From the issue of succession, it segues into the issue of long term continuity which is the environmental issue of overfishing. Top sushi restaurants like these tend to be tiny little places, where reservations are mandantory. 30,000Y is the starting price for dinner at Sukiyabashi Jiro. As popular as they might be, they don’t generate that much actual demand and don’t buy that much fish. Instead, it’s the kaiten sushi joints and rubbish supermarket stuff that is running fish stocks into the ground due the low cost and massive demand. The film itself is still a staunch promoter of sushi so it’s a bit of a double edged sword but if you watch it and you notice the insane attention to detail and how different it is to the cheap shit, hopefully you’ll understand the importance of quality not quantity. I still remember my worst meal in Sydney to date, a lunch at kaiten style sushi joint in the city.
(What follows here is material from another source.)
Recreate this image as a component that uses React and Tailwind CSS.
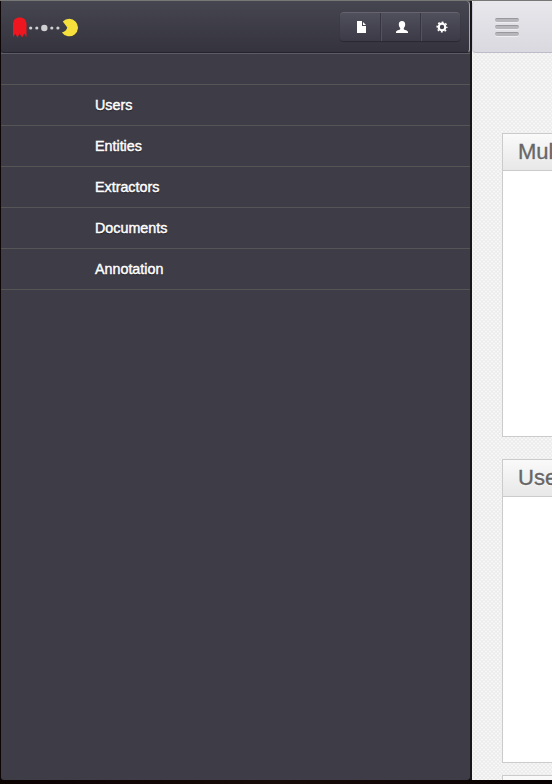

Super tasteless fish, pathetic portions and poor quality that no amount of mayo could negate. I think you can also extrapolate the idea to other types of food as well, from overcrowded farming techniques to the excessive use of pesticides and shit. Fuck I think I’m turning into some kinda organic food asshole.

Then you start talking about the suppliers. The similar level of dedication the tuna guy has (he either buy’s his first choice or nothing) or the rice guy (who won’t sell the rice to anyone else because they can’t cook it)… It reminds me that a place is only as good as the stuff it can get in the first place and a lot of that is disappearing.

When I was planning my trip to Tokyo a month ago, I actually wanted to hit up a less expensive 3 star joint, Sushi Saito as well as one of the famous trio at Tsukiji. Time and hesitation meant I omitted Saito, which I regret. Having watched the film, I think I’ve sworn off rubbish sushi entirely and if I want that stuff, I’ll do it myself at home. Otherwise, I’m only gonna have it if it’s worth it. The next Tokyo trip, I’m definitely gonna gun for at least one of the top sushi places.

I enjoyed the film immensely. The idea of dedication and the ritualistic nature of being a craftsman, a shokunin, is what I took from it the most. Just trying to enjoy your job and always looking onwards and upwards. I still wonder how much better a place like Jiro really is. I really want to know what it’s like to be near the mountaintop at least. I want to know how such dedication and critical selection can turn simple methods into works of art. To think it’s a 10 seat, reservations only place, hidden underground in the Ginza station is just mind boggling!

Another thing that resonated deeply with me is watching the team eat staff meal. You can’t tell what tastes good if you don’t eat  it. That’s something I’ve subscribed to since I was in the womb!